Wednesday, July 12, 2006

tautology

More thoughts towards a review of Tønder and Thomassen's Radical Democracy...

In a quirk of sloppy copy-editing, one of the contributions to Lars Tønder and Lasse Thomassen's collection, Radical Democracy, bears the running header "For an Agnostic Public Sphere" instead of the essay's actual title, which is "For an Agonistic Public Sphere."

But this confusion between agnosticism and agonism is perhaps symptomatic of the problems afflicting the very concept of radical democracy. For though its proponents repeatedly invoke notions of political combat and engagement, they all too easily slip into quiescent indecision.

Put it this way: it is far from clear what is "radical" about radical democracy behind the rhetorical display of terms such as agonism, antagonism, pluralism, and the like.

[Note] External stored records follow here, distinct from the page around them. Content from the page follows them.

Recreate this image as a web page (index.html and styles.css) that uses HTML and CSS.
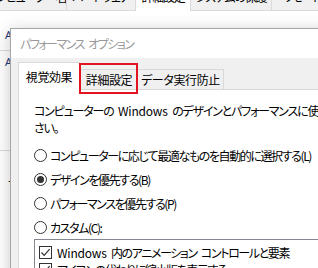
FILE: index.html
```html
<!DOCTYPE html>
<html lang="ja">
<head>
<meta charset="utf-8">
<link rel="stylesheet" href="styles.css">
</head>
<body>
<div class="screen">
  <div class="parent">
    <div class="ptabs">
      <div class="ptab first">コンピューター名</div>
      <div class="ptab hw">ハードウェア</div>
      <div class="ptab active">詳細設定</div>
      <div class="ptab sys">システムの保護</div>
      <div class="ptab remote">リモート</div>
    </div>
    <div class="pbody">
      <div class="plabel a1">A</div>
      <div class="pline l1"></div>
      <div class="plabel a2">A</div>
      <div class="pline l2"></div>
      <div class="pdash">-</div>
    </div>
  </div>

  <div class="dialog">
    <div class="titlebar">パフォーマンス オプション</div>
    <div class="dbody">
      <div class="tabs">
        <div class="tab active">視覚効果</div>
        <div class="tab t2">詳細設定</div>
        <div class="tab t3">データ実行防止</div>
      </div>
      <div class="panel">
        <p class="desc">コンピューターの <span class="lat">Windows</span> のデザインとパフォーマンスに使う設定を選択してくだ<br>さい。</p>
        <div class="radio"><span class="rb"></span><span>コンピューターに応じて最適なものを自動的に選択する(L)</span></div>
        <div class="radio"><span class="rb on"></span><span>デザインを優先する(B)</span></div>
        <div class="radio"><span class="rb"></span><span>パフォーマンスを優先する(P)</span></div>
        <div class="radio"><span class="rb"></span><span>カスタム(C):</span></div>
        <div class="list">
          <div class="item"><span class="cb"><svg width="11" height="11" viewBox="0 0 11 11"><polyline points="1.5,5.5 4.2,8.3 9.6,2.2" fill="none" stroke="#333" stroke-width="1.2"/></svg></span><span><span class="lat">Windows</span> 内のアニメーション コントロールと要素</span></div>
          <div class="item"><span class="cb"><svg width="11" height="11" viewBox="0 0 11 11"><polyline points="1.5,5.5 4.2,8.3 9.6,2.2" fill="none" stroke="#333" stroke-width="1.2"/></svg></span><span>アイコンの代わりに縮小版を表示する</span></div>
        </div>
      </div>
    </div>
  </div>

  <div class="highlight"></div>
</div>
</body>
</html>
```

FILE: styles.css
```css
* { box-sizing: border-box; }
html, body { margin: 0; padding: 0; }
body {
  width: 318px;
  height: 268px;
  overflow: hidden;
  background: #fff;
  font-family: "Noto Sans CJK JP", "Noto Sans", sans-serif;
  font-size: 12px;
  font-feature-settings: "palt";
  letter-spacing: -1.2px;
  word-spacing: 3px;
  color: #000;
}
.lat { letter-spacing: -0.2px; }
.screen {
  position: relative;
  width: 318px;
  height: 268px;
  overflow: hidden;
}

/* parent window */
.ptabs {
  display: flex;
  margin-top: -12px;
  margin-left: -14px;
  height: 23px;
  border-bottom: 1px solid #d9d9d9;
}
.ptab {
  height: 22px;
  padding-top: 1px;
  line-height: 16px;
  text-align: center;
  background: #f0f0f0;
  border-right: 1px solid #d9d9d9;
  white-space: nowrap;
  overflow: hidden;
  flex: none;
}
.ptab.first { width: 81px; }
.ptab.hw { width: 69px; }
.ptab.active { width: 55px; background: #fff; height: 23px; }
.ptab.sys { width: 81px; }
.ptab.remote { width: 60px; }

.pbody { padding-left: 5px; }
.plabel {
  line-height: 14px;
  height: 14px;
  color: #1f3a7a;
  font-family: "Noto Sans", sans-serif;
  font-size: 11px;
  letter-spacing: 0;
}
.a1 { margin-top: 17px; }
.a2 { margin-top: 4px; }
.pline {
  height: 1px;
  background: #dcdcdc;
  margin-left: -5px;
  width: 120px;
}
.l1 { margin-top: 8px; }
.l2 { margin-top: 81px; }
.pdash { margin-top: 22px; padding-left: 3px; line-height: 14px; }

/* dialog window */
.dialog {
  position: absolute;
  left: 10px;
  top: 28px;
  width: 420px;
  height: 320px;
  border: 1px solid #a6a6a6;
  background: #f0f0f0;
  box-shadow: 0 3px 16px rgba(0, 0, 0, 0.22);
}
.titlebar {
  height: 29px;
  background: #fff;
  color: #999;
  padding-left: 9px;
  line-height: 29px;
  letter-spacing: -1.5px;
}
.dbody {
  padding: 4px 0 0 7px;
}
.tabs {
  display: flex;
  align-items: flex-end;
  height: 28px;
  position: relative;
  z-index: 1;
}
.tab {
  flex: none;
  height: 20px;
  margin-bottom: 1px;
  border: 1px solid #d9d9d9;
  border-bottom: none;
  background: #f0f0f0;
  line-height: 17px;
  padding-top: 1px;
  text-align: center;
  white-space: nowrap;
  letter-spacing: -0.4px;
}
.tab.active {
  width: 62px;
  height: 28px;
  margin-bottom: 0;
  background: #fff;
  padding-top: 5px;
}
.tab.t2 { width: 58px; border-left: 1px solid #d9d9d9; }
.tab.t3 { width: 87px; margin-left: -1px; }

.panel {
  margin-top: -1px;
  border: 1px solid #d9d9d9;
  background: #fff;
  height: 260px;
  padding: 12px 0 0 15px;
}
.desc {
  margin: 0;
  line-height: 17px;
  white-space: nowrap;
}
.radio {
  display: flex;
  align-items: center;
  height: 24px;
  white-space: nowrap;
  letter-spacing: -1.4px;
}
.desc + .radio { margin-top: 7px; }
.rb {
  flex: none;
  width: 13px;
  height: 13px;
  border: 1px solid #333;
  border-radius: 50%;
  margin-right: 3px;
  display: flex;
  align-items: center;
  justify-content: center;
}
.rb.on::after {
  content: "";
  width: 7px;
  height: 7px;
  border-radius: 50%;
  background: #333;
}
.list {
  border: 1px solid #828790;
  border-right: none;
  padding: 4px 0 0 4px;
  height: 80px;
}
.item {
  display: flex;
  align-items: center;
  height: 17px;
  white-space: nowrap;
  letter-spacing: -1.4px;
}
.cb {
  flex: none;
  width: 13px;
  height: 13px;
  border: 1px solid #333;
  margin-right: 5px;
  display: flex;
}

/* annotation */
.highlight {
  position: absolute;
  left: 79px;
  top: 63px;
  width: 59px;
  height: 31px;
  border: 2px solid #e2141f;
  z-index: 5;
}
```
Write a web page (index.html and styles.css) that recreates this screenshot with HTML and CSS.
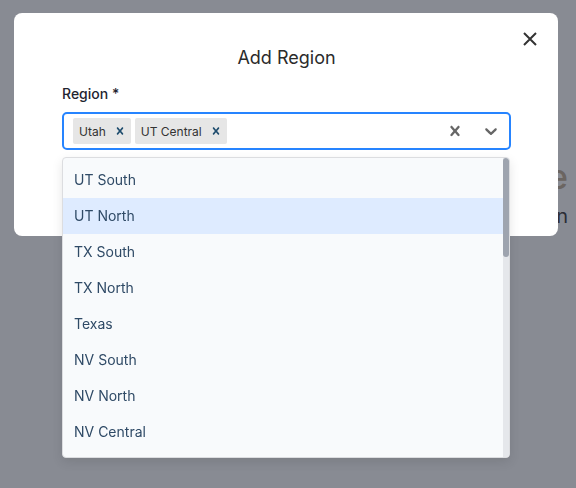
FILE: index.html
```html
<!DOCTYPE html>
<html lang="en">
<head>
<meta charset="UTF-8">
<meta name="viewport" content="width=device-width, initial-scale=1.0">
<title>Regions</title>
<link rel="stylesheet" href="styles.css">
</head>
<body>

<div class="page">
    <h1>Zone</h1>
    <p>Region</p>
</div>

<div class="overlay">
    <div class="modal">
        <button class="modal-close" type="button" aria-label="Close">
            <svg width="24" height="24" viewBox="0 0 24 24"><path d="M6 6l12 12M18 6L6 18" /></svg>
        </button>
        <h2 class="modal-title">Add Region</h2>

        <label class="field-label">Region *</label>
        <div class="select">
            <div class="select-control">
                <div class="select-values">
                    <div class="chip">
                        <span class="chip-label">Utah</span>
                        <span class="chip-remove"><svg width="14" height="14" viewBox="0 0 20 20"><path d="M14.348 14.849c-0.469 0.469-1.229 0.469-1.697 0l-2.651-3.030-2.651 3.029c-0.469 0.469-1.229 0.469-1.697 0-0.469-0.469-0.469-1.229 0-1.697l2.758-3.15-2.759-3.152c-0.469-0.469-0.469-1.228 0-1.697s1.228-0.469 1.697 0l2.652 3.031 2.651-3.031c0.469-0.469 1.228-0.469 1.697 0s0.469 1.229 0 1.697l-2.758 3.152 2.758 3.15c0.469 0.469 0.469 1.229 0 1.698z" /></svg></span>
                    </div>
                    <div class="chip">
                        <span class="chip-label">UT Central</span>
                        <span class="chip-remove"><svg width="14" height="14" viewBox="0 0 20 20"><path d="M14.348 14.849c-0.469 0.469-1.229 0.469-1.697 0l-2.651-3.030-2.651 3.029c-0.469 0.469-1.229 0.469-1.697 0-0.469-0.469-0.469-1.229 0-1.697l2.758-3.15-2.759-3.152c-0.469-0.469-0.469-1.228 0-1.697s1.228-0.469 1.697 0l2.652 3.031 2.651-3.031c0.469-0.469 1.228-0.469 1.697 0s0.469 1.229 0 1.697l-2.758 3.152 2.758 3.15c0.469 0.469 0.469 1.229 0 1.698z" /></svg></span>
                    </div>
                </div>
                <div class="select-indicator">
                    <svg width="20" height="20" viewBox="0 0 20 20"><path d="M14.348 14.849c-0.469 0.469-1.229 0.469-1.697 0l-2.651-3.030-2.651 3.029c-0.469 0.469-1.229 0.469-1.697 0-0.469-0.469-0.469-1.229 0-1.697l2.758-3.15-2.759-3.152c-0.469-0.469-0.469-1.228 0-1.697s1.228-0.469 1.697 0l2.652 3.031 2.651-3.031c0.469-0.469 1.228-0.469 1.697 0s0.469 1.229 0 1.697l-2.758 3.152 2.758 3.15c0.469 0.469 0.469 1.229 0 1.698z" /></svg>
                </div>
                <div class="select-indicator">
                    <svg width="20" height="20" viewBox="0 0 20 20"><path d="M4.516 7.548c0.436-0.446 1.043-0.481 1.576 0l3.908 3.747 3.908-3.747c0.533-0.481 1.141-0.446 1.574 0 0.436 0.445 0.408 1.197 0 1.615-0.406 0.418-4.695 4.502-4.695 4.502-0.217 0.223-0.502 0.335-0.787 0.335s-0.57-0.112-0.789-0.335c0 0-4.287-4.084-4.695-4.502s-0.436-1.17 0-1.615z" /></svg>
                </div>
            </div>

            <div class="select-menu">
                <ul class="menu-list">
                    <li class="option">UT South</li>
                    <li class="option focused">UT North</li>
                    <li class="option">TX South</li>
                    <li class="option">TX North</li>
                    <li class="option">Texas</li>
                    <li class="option">NV South</li>
                    <li class="option">NV North</li>
                    <li class="option">NV Central</li>
                </ul>
                <div class="scrollbar"><div class="scrollbar-thumb"></div></div>
            </div>
        </div>
    </div>
</div>

</body>
</html>
```

FILE: styles.css
```css
/* Base */
body {
    margin: 0;
    font-family: Inter, "Noto Sans", sans-serif;
    background-color: #fff;
    color: #333;
}

/* Page behind the dialog */
.page {
    padding: 157px 8px 0 0;
    text-align: right;
    white-space: nowrap;
}
.page h1 {
    margin: 0;
    font-size: 34px;
    line-height: 40px;
    font-weight: 500;
    color: #c5b29b;
}
.page p {
    margin: 5px 0 0;
    font-size: 20px;
    line-height: 28px;
    color: #454345;
}

/* Dialog */
.overlay {
    position: fixed;
    inset: 0;
    background-color: rgba(17, 24, 39, 0.5);
    padding: 13px 0 0 14px;
}
.modal {
    position: relative;
    box-sizing: border-box;
    width: 544px;
    height: 223px;
    padding: 33px 47px 0 48px;
    background-color: #fff;
    border-radius: 8px;
}
.modal-close {
    position: absolute;
    top: 14px;
    right: 16px;
    width: 24px;
    height: 24px;
    padding: 0;
    border: none;
    background: none;
    cursor: pointer;
}
.modal-close svg {
    display: block;
    fill: none;
    stroke: #333;
    stroke-width: 2;
}
.modal-title {
    margin: 0;
    text-align: center;
    font-size: 18px;
    line-height: 24px;
    font-weight: 400;
    color: #2b2b2b;
}
.field-label {
    display: block;
    margin-top: 14px;
    font-size: 14px;
    line-height: 20px;
    font-weight: 500;
    color: #1f2430;
}

/* Multi select */
.select {
    position: relative;
    margin-top: 8px;
}
.select-control {
    display: flex;
    align-items: center;
    box-sizing: border-box;
    height: 38px;
    border: 2px solid #2684ff;
    border-radius: 5px;
    background-color: #fff;
}
.select-values {
    flex: 1;
    display: flex;
    gap: 4px;
    padding: 0 7px 0 9px;
}
.chip {
    display: flex;
    align-items: center;
    height: 26px;
    background-color: #e6e6e6;
    border-radius: 2px;
}
.chip-label {
    padding: 0 3px 0 6px;
    font-size: 12px;
    color: #333;
}
.chip-remove {
    display: flex;
    padding: 0 4px;
}
.chip-remove svg {
    fill: #1f4d6e;
}
.select-indicator {
    display: flex;
    padding: 0 8px;
}
.select-indicator svg {
    fill: #666;
}

.select-menu {
    position: absolute;
    top: 45px;
    left: 0;
    right: 1px;
    display: flex;
    height: 301px;
    box-sizing: border-box;
    border: 1px solid #dcdde0;
    border-radius: 4px;
    background-color: #f8fafc;
    box-shadow: 0 4px 11px rgba(0, 0, 0, 0.1);
    overflow: hidden;
}
.menu-list {
    flex: 1;
    list-style: none;
    margin: 0;
    padding: 4px 0;
    overflow: hidden;
}
.option {
    padding: 0 11px;
    height: 36px;
    line-height: 36px;
    font-size: 14px;
    color: #2f4a66;
}
.option.focused {
    background-color: #deebff;
}
.scrollbar {
    width: 6px;
    background-color: #e5e7eb;
}
.scrollbar-thumb {
    height: 99px;
    background-color: #9ea4af;
    border-radius: 3px;
}
```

ballot boxIs radical democracy a specific form of democracy, comparable to but different from (say) the Athenian, liberal, or neoliberal variants of democratic practice? And if so, is it a democracy still to come, to be fought for as a perhaps utopian horizon of democratic thought and struggle?

Or is it, by contrast, a form of democracy in which some groups (new social movements, say) currently engage, in other words a counter-democratic actuality that has emerged since the end of the Cold War and the bad old days of class politics?

On the other hand, could radical democracy be found less either in the future or the present, but in a return to the founding moment of the so-called "democratic revolutions"? Is radical democracy then a rediscovery of an inherent radicality democracy once provided but has now lost? In slightly different words, is radical democracy simply another name for what Simon Critchley here terms "true" democracy?

Or finally, is democracy always radical? Is radical democracy really a tautology, in that democracy properly understood and described, even as it is played out currently in the real world, is necessarily in some way radical?